For Conroy, “the research is most of the fun – finding interesting little insights into real people’s character and experience in diaries, letters, and bits of information that no one may have read for centuries; seeing one piece fit into another and start to form a picture. That sort of thing is fun,” he said.

Conroy further summarized the book in his own words as a “character-driven story of a prosperous, sensible town pushed step by step into violent revolution — the Patriots and the Tories, the men who fought in every major battle of the war, and the women who made it possible on the home front with a squadron of British warships three miles away as the seagull flies.”

When the idea of such a book occurred to him two years ago, Conroy wondered whether enough diaries, letters, and other primary sources still existed to support one.
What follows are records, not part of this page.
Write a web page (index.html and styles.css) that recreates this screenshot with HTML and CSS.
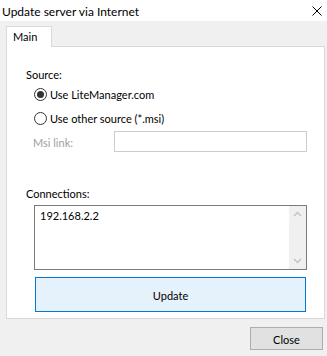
FILE: index.html
```html
<!DOCTYPE html>
<html>
<head>
<meta charset="utf-8">
<link rel="stylesheet" href="styles.css">
</head>
<body>
<div class="window">
  <div class="titlebar">
    <span class="title">Update server via Internet</span>
    <svg class="close-x" width="10" height="10" viewBox="0 0 10 10"><path d="M0.5 0.5 L9.5 9.5 M9.5 0.5 L0.5 9.5" stroke="#000" stroke-width="1" fill="none"/></svg>
  </div>
  <div class="body">
    <div class="tabs"><div class="tab">Main</div></div>
    <div class="panel">
      <div class="label source">Source:</div>
      <div class="radio-row"><span class="radio checked"></span><span>Use LiteManager.com</span></div>
      <div class="radio-row"><span class="radio"></span><span>Use other source (*.msi)</span></div>
      <div class="msi-row"><span class="msi-label">Msi link:</span><div class="textbox"></div></div>
      <div class="label connections">Connections:</div>
      <div class="textarea">
        <div class="ta-text">192.168.2.2</div>
        <div class="vscroll">
          <svg class="arrow" width="17" height="17" viewBox="0 0 17 17"><path d="M5 10 L8.5 6.5 L12 10" stroke="#c2c2c2" stroke-width="1.4" fill="none"/></svg>
          <svg class="arrow" width="17" height="17" viewBox="0 0 17 17"><path d="M5 7 L8.5 10.5 L12 7" stroke="#c2c2c2" stroke-width="1.4" fill="none"/></svg>
        </div>
      </div>
      <button class="update">Update</button>
    </div>
    <div class="footer"><button class="close">Close</button></div>
  </div>
</div>
</body>
</html>
```
FILE: styles.css
```css
* { box-sizing: border-box; }
html, body { margin: 0; padding: 0; }
body {
  width: 327px;
  height: 356px;
  overflow: hidden;
  background: #f0f0f0;
  font-family: Lato, "Noto Sans", sans-serif;
  font-size: 11px;
  color: #000;
}
.window { width: 327px; height: 356px; display: flex; flex-direction: column; }
.titlebar {
  height: 21px;
  background: #fff;
  display: flex;
  align-items: center;
  justify-content: space-between;
  padding: 0 5px 0 2px;
  line-height: 21px;
}
.title { font-size: 12px; padding-top: 1px; }
.close-x { margin-top: 1px; }
.body { padding: 5px 2px 0 6px; display: flex; flex-direction: column; }
.tabs { display: flex; height: 20px; }
.tab {
  width: 46px;
  height: 21px;
  background: #fff;
  border: 1px solid #d9d9d9;
  border-bottom: none;
  padding: 1px 0 0 6px;
  line-height: 18px;
  position: relative;
  z-index: 1;
}
.panel {
  height: 273px;
  background: #fff;
  border: 1px solid #d9d9d9;
  padding: 19px 0 0 19px;
  display: flex;
  flex-direction: column;
  align-items: flex-start;
}
.label { line-height: 16px; height: 16px; padding-top: 1px; }
.radio-row {
  height: 24px;
  display: flex;
  align-items: center;
  margin-left: 8px;
  padding-top: 1px;
}
.radio {
  width: 13px;
  height: 13px;
  border: 1px solid #333;
  border-radius: 50%;
  margin-right: 3px;
  display: flex;
  align-items: center;
  justify-content: center;
  background: #fff;
}
.radio.checked::after {
  content: "";
  width: 7px;
  height: 7px;
  border-radius: 50%;
  background: #333;
}
.msi-row {
  margin-top: 1px;
  display: flex;
  align-items: center;
  height: 21px;
}
.msi-label { color: #a0a0a0; width: 88px; padding-left: 7px; padding-top: 1px; }
.textbox {
  width: 193px;
  height: 21px;
  border: 1px solid #cccccc;
  background: #fff;
}
.connections { margin-top: 33px; }
.textarea {
  margin-top: 4px;
  margin-left: 8px;
  width: 273px;
  height: 65px;
  border: 1px solid #7a7a7a;
  display: flex;
  justify-content: space-between;
}
.ta-text { padding: 2px 0 0 5px; line-height: 16px; }
.vscroll {
  width: 17px;
  height: 100%;
  background: #f0f0f0;
  display: flex;
  flex-direction: column;
  justify-content: space-between;
}
.arrow { display: block; }
.update {
  margin-top: 7px;
  margin-left: 9px;
  width: 271px;
  height: 35px;
  border: 1px solid #0078d7;
  background: #e5f1fb;
  font: inherit;
  color: #000;
  padding: 1px 0 0;
}
.footer { display: flex; justify-content: flex-end; margin-top: 8px; padding-right: 2px; }
.close {
  width: 73px;
  height: 23px;
  border: 1px solid #adadad;
  background: #e1e1e1;
  font: inherit;
  color: #000;
  padding: 1px 0 0;
}
```
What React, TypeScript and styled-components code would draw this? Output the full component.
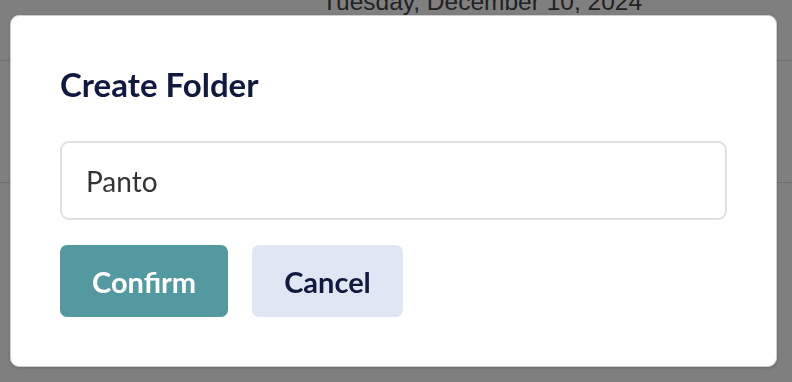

However, “By the time we were done, we were keeping the book to a reasonable size by weeding out the weaker ones and keeping the best ones in.”

As it turned out, Hingham men and women played significant roles in the run up to the Revolution and beyond — the Boston Tea Party, the trial of the British soldiers after the Boston Massacre, Lexington and Concord, Bunker Hill, Saratoga, the crossing of the Delaware, the Battles of Trenton, Princeton, and Brandywine, and the siege and surrender at Yorktown.

“We are fortunate to have a surprisingly rich array of firsthand accounts of what those people saw, did, and experienced — all of them vivid, some of them amusing, and many of them moving,” Conroy said.

A significant figure in the book, Samuel Sprague, was one of six Hingham-born men who participated in the Boston Tea Party. Photographed at 90 in 1844, he was thought to be the incident’s last survivor. Apprenticed to a Boston mason when the tea went over side, he was surprised to find his master joining in the fun and later wrote that “neither of us ever afterwards alluded to our share in the proceedings.”

Residents provided material for book

Hingham residents Michael Studley and Phil Shute provided material for the book. Studley’s ancestor Lt. Thomas Burr fought in New York under Major General Benjamin Lincoln and lent Conroy a copy of his diary.

Shute is a descendant of Dr. Daniel Shute Jr., Alexander Hamilton’s battalion surgeon at Yorktown. “He too kept a diary, a handwritten book of medicinal recipes, and account books,” Conroy explained. “Phil and Jane Shute were kind enough to share the originals. By the time I gave them back intact, with a certain sense of relief, I felt as if I knew him.”

Conroy was “deeply moved by the sacrifices the people of this town endured in the Revolutionary Era to save their rights and liberties, not only for themselves and their families but also for what they often called ‘our progeny,’” Conroy shared. “Now it’s up to us to preserve what they saved for ours. I don’t think I’ll ever walk or drive through Hingham again without thinking about the remarkable men and women who lived here. To get to know and begin to understand them adds a new dimension to it all.”